7 minutes isn’t a long time to get a lot of information across. The slides are below for you to see with some notes on bits I didn’t get to say.
I didn’t really mention the potential for gaining benefit from willow as a source of pharmaceuticals. It is likely that manay chemicals e.g. Salicins could be extracted from willow with benefits for human and animal health. I am involved in a project called BioWill looking at this in more depth. This will at some point surely add value to the crop. Similarly, ramial woodchip is an organic method of gaining pest and disease resistance by benefitting from willow’s Systemic Acquired Response (SAR) it has sue to the naturally high level of salicins. Growers have recently trialled this in apple orchards to combat apple scab fungus.
Also, just to reiterate if you produce lots of dirty water e.g. from washing vegetables or dairy washing then SRC could be a money saving game changer. Using the discharge on your crop could save you a bucket load of cash, increase yields and provide a crop too – a triple win.
I didn’ get chance to mention that burning willow and miscanthus for bioenergy is a very crude way of gaining benefit from these versatile crops. The nirvana will be the biorefinery approach where all the best bits are extracted first for premium markets (e.g. pharmaceuticals, hemicellulose for bioethanol, cellulose for fibre board or biocomposites etc) and what’s left to be burnt for bioenergy. This means that farmers could acquire more income and we as a society would gain the maximum benefits from our finite area of land.
I just want to labour the point that the Eucalyptus genus has a myriad of different species and like willow, many thrive in challenging habitats e.g. Mountains. Frost is an issue if you choose the wrong tree for the wrong site but there are plenty of species that will thrive in Scotland, the uplands or in exposure and even near coastal areas with salt spray.
I was conscious of time so this slide was rather brushed over.
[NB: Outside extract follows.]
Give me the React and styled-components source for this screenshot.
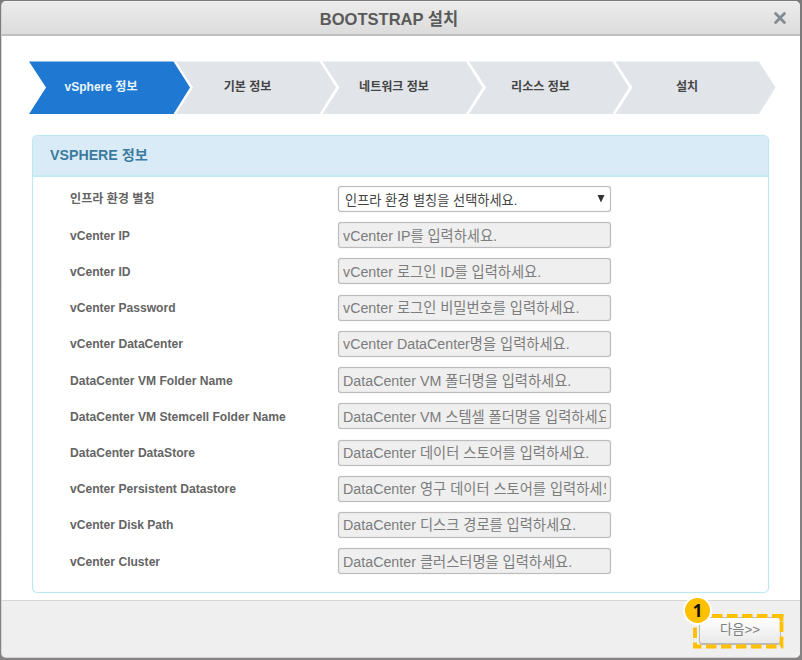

Many of the issues with straw are the same as miscanthus but as I mentioned if you do have a straw boiler it might be worthwhile planting some miscanthus as this will allow you to always be self sufficient and sell your cereal straw into more lucrative markets in years like 2020 when the winter floods will cause less plentiful supplies.
The other thing is that there is an awful lot of residues out there that could find themselves into biomass supply chains. Any cereal processing will lead to residues e.g. oat husks that could potentially be pelleted and used in boilers or power stations. This is not without issues (quality, cost, certification, emissions) but none of these are unsurmountable.
Finally, as I mention in the Q&A session going into energy crops is a 20 year decision. There are very few 20 year decisions in your life – e.g. mortgage, marriage, having kids. It’s a decision that you don’t want to get wrong, so take your time, seek good advice, ruminate a bit and then make the right decision for you, your family, your lifestyle, your land and your facilities.